PROBLEM DETAILS:
Leave out any picture and return the remaining listing below exactly as given.

## Start

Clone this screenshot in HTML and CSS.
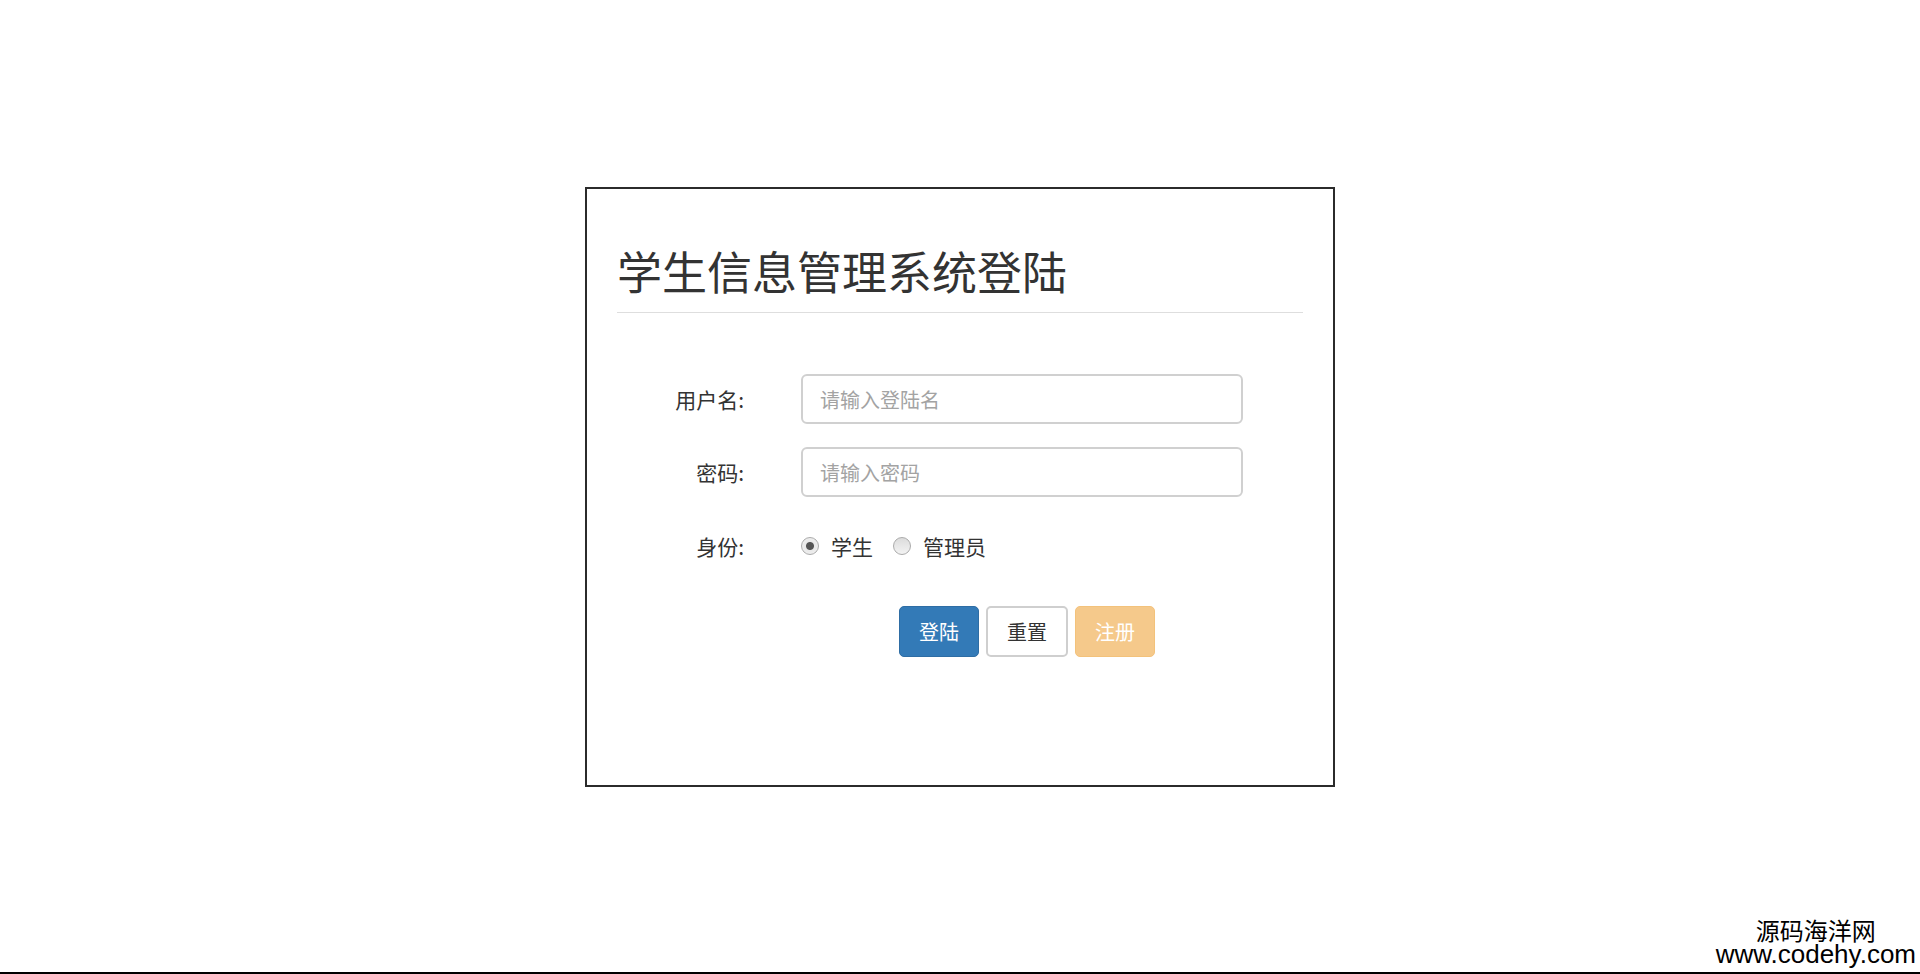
FILE: index.html
```html
<!DOCTYPE html>
<html lang="zh-CN">
<head>
    <meta charset="UTF-8">
    <meta name="viewport" content="width=device-width, initial-scale=1.0">
    <title>学生信息管理系统登陆</title>
    <link rel="stylesheet" href="styles.css">
</head>
<body>
    <div class="login-box">
        <div class="page-header">
            <h1>学生信息管理系统登陆</h1>
        </div>
        <form class="login-form" onsubmit="return false;">
            <div class="form-row">
                <label class="form-label" for="userName">用户名:</label>
                <input class="form-input" type="text" id="userName" placeholder="请输入登陆名">
            </div>
            <div class="form-row">
                <label class="form-label" for="password">密码:</label>
                <input class="form-input" type="password" id="password" placeholder="请输入密码">
            </div>
            <div class="form-row role-row">
                <span class="form-label">身份:</span>
                <label class="radio"><input type="radio" name="role" value="student" checked>学生</label>
                <label class="radio"><input type="radio" name="role" value="admin">管理员</label>
            </div>
            <div class="btn-row">
                <button class="btn btn-primary" type="submit">登陆</button>
                <button class="btn btn-default" type="reset">重置</button>
                <button class="btn btn-warning" type="button" disabled>注册</button>
            </div>
        </form>
    </div>

    <div class="watermark">
        <div class="watermark-cn">源码海洋网</div>
        <div class="watermark-url">www.codehy.com</div>
    </div>
    <div class="bottom-line"></div>
</body>
</html>
```

FILE: styles.css
```css
body {
    margin: 0;
    height: 974px;
    overflow: hidden;
    background-color: #fff;
    color: #333;
    font-family: "Noto Sans CJK SC", "Liberation Sans", sans-serif;
    font-size: 20px;
}

.login-box {
    box-sizing: border-box;
    width: 750px;
    height: 600px;
    margin: 187px auto 0;
    border: 2px solid #2b2b2b;
}

.page-header {
    margin: 0 30px;
    padding: 57px 0 16px;
    border-bottom: 1px solid #dedede;
}

.page-header h1 {
    margin: 0;
    font-size: 45px;
    font-weight: 400;
    line-height: 50px;
    color: #333;
}

.login-form {
    padding-top: 61px;
}

.form-row {
    display: flex;
    align-items: center;
    height: 50px;
    margin-bottom: 23px;
}

.form-label {
    width: 157px;
    margin-right: 57px;
    text-align: right;
    font-size: 21px;
    color: #333;
}

.form-input {
    box-sizing: border-box;
    width: 442px;
    height: 50px;
    padding: 0 17px;
    border: 2px solid #d0d0d0;
    border-radius: 6px;
    font-family: inherit;
    font-size: 20px;
    color: #555;
    outline: none;
}

.form-input::placeholder {
    color: #a3a3a3;
}

.role-row {
    margin-top: 24px;
    margin-bottom: 35px;
}

.radio {
    display: flex;
    align-items: center;
    gap: 12px;
    margin-right: 20px;
    font-size: 21px;
}

.radio input {
    appearance: none;
    -webkit-appearance: none;
    width: 18px;
    height: 18px;
    margin: 0;
    border: 1px solid #ababab;
    border-radius: 50%;
    background: linear-gradient(#dcdcdc, #f3f3f3);
}

.radio input:checked {
    background: radial-gradient(circle, #555 0, #555 3.5px, #e9e9e9 4.5px, #f2f2f2 100%);
}

.btn-row {
    display: flex;
    gap: 7px;
    padding-left: 312px;
}

.btn {
    box-sizing: border-box;
    height: 51px;
    padding: 0 19px;
    border: 1px solid transparent;
    border-radius: 5px;
    font-family: inherit;
    font-size: 20px;
    cursor: pointer;
}

.btn-primary {
    background-color: #337ab7;
    border-color: #2e6da4;
    color: #fff;
}

.btn-default {
    background-color: #fff;
    border: 2px solid #cfcfcf;
    color: #333;
}

.btn-warning {
    background-color: #f0ad4e;
    border-color: #eea236;
    color: #fff;
    opacity: .65;
    cursor: not-allowed;
}

.watermark {
    position: absolute;
    right: 4px;
    bottom: 8px;
    text-align: center;
    color: #000;
}

.watermark-cn {
    font-size: 24px;
    line-height: 25px;
}

.watermark-url {
    font-family: "Liberation Sans", sans-serif;
    font-size: 26px;
    line-height: 24px;
}

.bottom-line {
    position: absolute;
    left: 0;
    right: 0;
    bottom: 0;
    height: 2px;
    background-color: #000;
}
```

## End

THE RESPONSE:
Clone this screenshot in HTML and CSS.
FILE: index.html
```html
<!DOCTYPE html>
<html lang="zh-CN">
<head>
    <meta charset="UTF-8">
    <meta name="viewport" content="width=device-width, initial-scale=1.0">
    <title>学生信息管理系统登陆</title>
    <link rel="stylesheet" href="styles.css">
</head>
<body>
    <div class="login-box">
        <div class="page-header">
            <h1>学生信息管理系统登陆</h1>
        </div>
        <form class="login-form" onsubmit="return false;">
            <div class="form-row">
                <label class="form-label" for="userName">用户名:</label>
                <input class="form-input" type="text" id="userName" placeholder="请输入登陆名">
            </div>
            <div class="form-row">
                <label class="form-label" for="password">密码:</label>
                <input class="form-input" type="password" id="password" placeholder="请输入密码">
            </div>
            <div class="form-row role-row">
                <span class="form-label">身份:</span>
                <label class="radio"><input type="radio" name="role" value="student" checked>学生</label>
                <label class="radio"><input type="radio" name="role" value="admin">管理员</label>
            </div>
            <div class="btn-row">
                <button class="btn btn-primary" type="submit">登陆</button>
                <button class="btn btn-default" type="reset">重置</button>
                <button class="btn btn-warning" type="button" disabled>注册</button>
            </div>
        </form>
    </div>

    <div class="watermark">
        <div class="watermark-cn">源码海洋网</div>
        <div class="watermark-url">www.codehy.com</div>
    </div>
    <div class="bottom-line"></div>
</body>
</html>
```

FILE: styles.css
```css
body {
    margin: 0;
    height: 974px;
    overflow: hidden;
    background-color: #fff;
    color: #333;
    font-family: "Noto Sans CJK SC", "Liberation Sans", sans-serif;
    font-size: 20px;
}

.login-box {
    box-sizing: border-box;
    width: 750px;
    height: 600px;
    margin: 187px auto 0;
    border: 2px solid #2b2b2b;
}

.page-header {
    margin: 0 30px;
    padding: 57px 0 16px;
    border-bottom: 1px solid #dedede;
}

.page-header h1 {
    margin: 0;
    font-size: 45px;
    font-weight: 400;
    line-height: 50px;
    color: #333;
}

.login-form {
    padding-top: 61px;
}

.form-row {
    display: flex;
    align-items: center;
    height: 50px;
    margin-bottom: 23px;
}

.form-label {
    width: 157px;
    margin-right: 57px;
    text-align: right;
    font-size: 21px;
    color: #333;
}

.form-input {
    box-sizing: border-box;
    width: 442px;
    height: 50px;
    padding: 0 17px;
    border: 2px solid #d0d0d0;
    border-radius: 6px;
    font-family: inherit;
    font-size: 20px;
    color: #555;
    outline: none;
}

.form-input::placeholder {
    color: #a3a3a3;
}

.role-row {
    margin-top: 24px;
    margin-bottom: 35px;
}

.radio {
    display: flex;
    align-items: center;
    gap: 12px;
    margin-right: 20px;
    font-size: 21px;
}

.radio input {
    appearance: none;
    -webkit-appearance: none;
    width: 18px;
    height: 18px;
    margin: 0;
    border: 1px solid #ababab;
    border-radius: 50%;
    background: linear-gradient(#dcdcdc, #f3f3f3);
}

.radio input:checked {
    background: radial-gradient(circle, #555 0, #555 3.5px, #e9e9e9 4.5px, #f2f2f2 100%);
}

.btn-row {
    display: flex;
    gap: 7px;
    padding-left: 312px;
}

.btn {
    box-sizing: border-box;
    height: 51px;
    padding: 0 19px;
    border: 1px solid transparent;
    border-radius: 5px;
    font-family: inherit;
    font-size: 20px;
    cursor: pointer;
}

.btn-primary {
    background-color: #337ab7;
    border-color: #2e6da4;
    color: #fff;
}

.btn-default {
    background-color: #fff;
    border: 2px solid #cfcfcf;
    color: #333;
}

.btn-warning {
    background-color: #f0ad4e;
    border-color: #eea236;
    color: #fff;
    opacity: .65;
    cursor: not-allowed;
}

.watermark {
    position: absolute;
    right: 4px;
    bottom: 8px;
    text-align: center;
    color: #000;
}

.watermark-cn {
    font-size: 24px;
    line-height: 25px;
}

.watermark-url {
    font-family: "Liberation Sans", sans-serif;
    font-size: 26px;
    line-height: 24px;
}

.bottom-line {
    position: absolute;
    left: 0;
    right: 0;
    bottom: 0;
    height: 2px;
    background-color: #000;
}
```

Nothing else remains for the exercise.